As an event unveiling, a flying camera that can follow its user via gesture controls was impressive. And the device gave the public another example of how good Snap is getting at creating ready-for-the-mainstream hardware that can be easily integrated into Snapchat. But beyond that, a drone, as Quartz noted at the time, didn’t seem like a particularly urgent or necessary part of Snap’s future.

It seems Snap has come to the same conclusion, likely chastened by its poor stock performance. Snap shares have fallen from $28 to $12 since the Pixy was released.

The decision to shutter the Pixy was first reported by the Wall Street Journal, which says Spiegel made the announcement at a recent companywide meeting.

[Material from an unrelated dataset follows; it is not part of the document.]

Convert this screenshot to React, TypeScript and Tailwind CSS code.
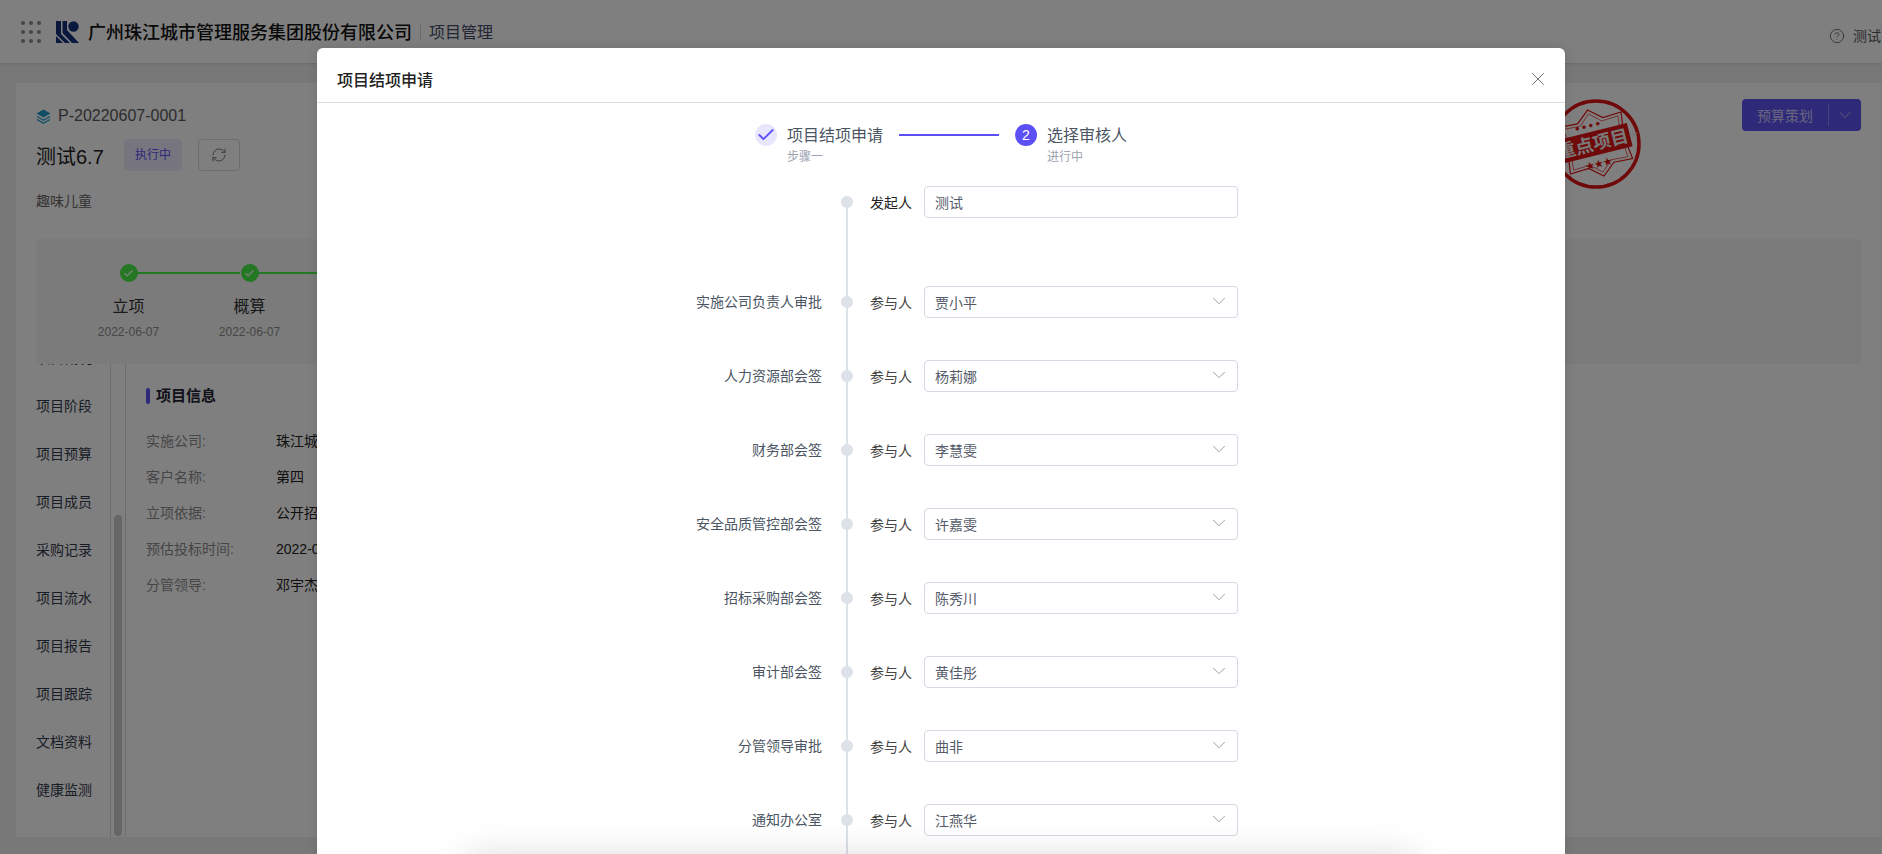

Why the Pixy drone didn’t make sense despite its flashy introduction

The social media influencers that Snapchat caters to use drones all the time to record cinematic shots of their daily activities and travels. But for all their science fictional allure, drones haven’t really captured the imagination of the average consumer in the US. Of the registered drones in the US, the Federal Aviation Administration (FAA) says there are only a little over 500,000 non-commercial drones in use.

How to Pair your Pixy

While the Pixy didn’t require a drone license because it was below the FAA’s weight requirements on such devices, its ease of use and connection to a popular social network didn’t generate much excitement online when the product was made available for purchase.

The question now is whether this pullback from hardware experimentation also will extend to the company’s latest Spectacles augmented reality product. Spectacles are a dazzling peek at the future of smart glasses, but they have yet to be offered as a commercial product, and the company’s less powerful, camera-based Spectacles 3 haven’t exactly taken off as a mainstream consumer product.

What this means for Snap’s immediate future

Despite the hardware misstep, the near future looks good for Snap. Its Snap+ subscription service has already pulled in over 1 million users, its Snap Originals project continues to mature into a competitive streaming video alternative, and its daily active users are on the rise, up from an average 332 million in the first quarter of 2022 to 347 million (pdf) in the second.

Snap declined to comment when contacted by Quartz regarding the future of support for the Pixy product. Those still interested in buying the $230 device can still purchase it as of this writing.

Nevertheless, as the entire app ecosystem has felt the advertising pinch of Apple’s new privacy policies, Snap appears to be responding by focusing on its fundamentals: Snapchat and its other software innovations. That leaves possibly expensive experiments like Pixy, that could take time to develop into a profit-generating product, on the sidelines for now.